Bay of Angels
(La baie des anges)
With Jeanne Moreau, Claude Mann, Paul Guers.
France, 1963, 35mm, black & white, 82 min.
French with English subtitles.
Demy’s second feature film is mostly contained within the closed world of the casino, through which Claude Mann’s disillusioned bank clerk follows Jeanne Moreau’s gambling demimondaine. Post-Jules et Jim and La Notte, Moreau glides through this parallel dimension immortal and evanescent, as suspended in cinematic time as Demy’s minimalistic black-and-white widescreen. The cool composition mimics the escapist architecture of the casino—a place of suspended reality with its own rules and morals and dramatic rhythm checked by Michel Legrand’s repeating musical refrain, which would seem hopelessly romantic in any other film.
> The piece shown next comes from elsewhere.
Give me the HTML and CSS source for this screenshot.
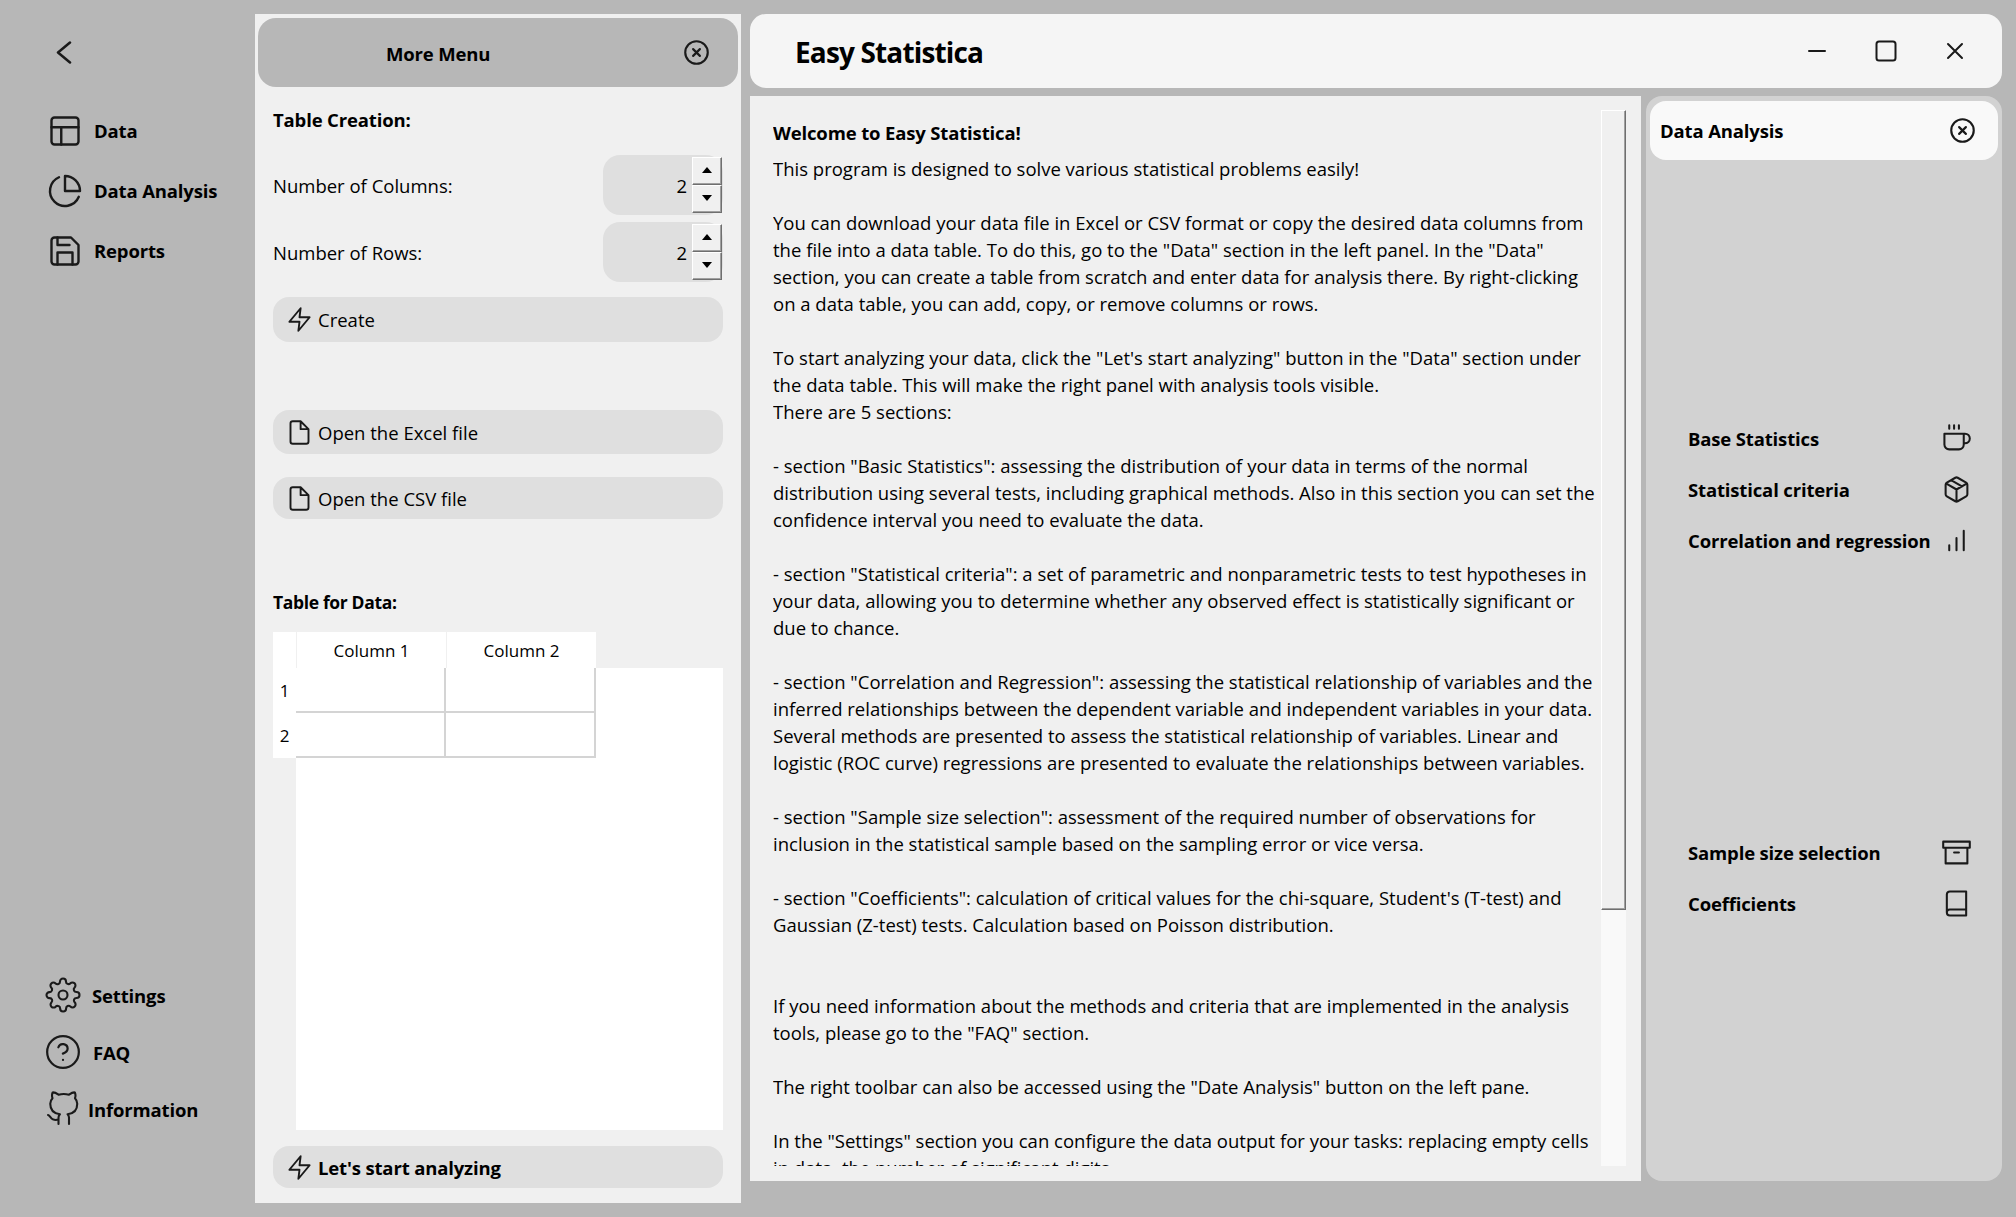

Here, it plays with the intersections of “real” drama and the kind contrived within the controlled space of the casino or the cinema. The couple’s undefined relationship follows the unpredictable rises and falls of perpetually risking it all, guided by passing whims or mystical signs, living moment to moment on a playing field continually leveled by the extremes of luxury and poverty. Expressing both the disappointment and the thrill of modern living with its arbitrary set of socioeconomic restrictions, this was the last film Demy made which still operated within the naturalistic restraints of the nouvelle vague, surprising even that wave with its capricious ending—as carefree and unpredictable as a spin of the roulette wheel.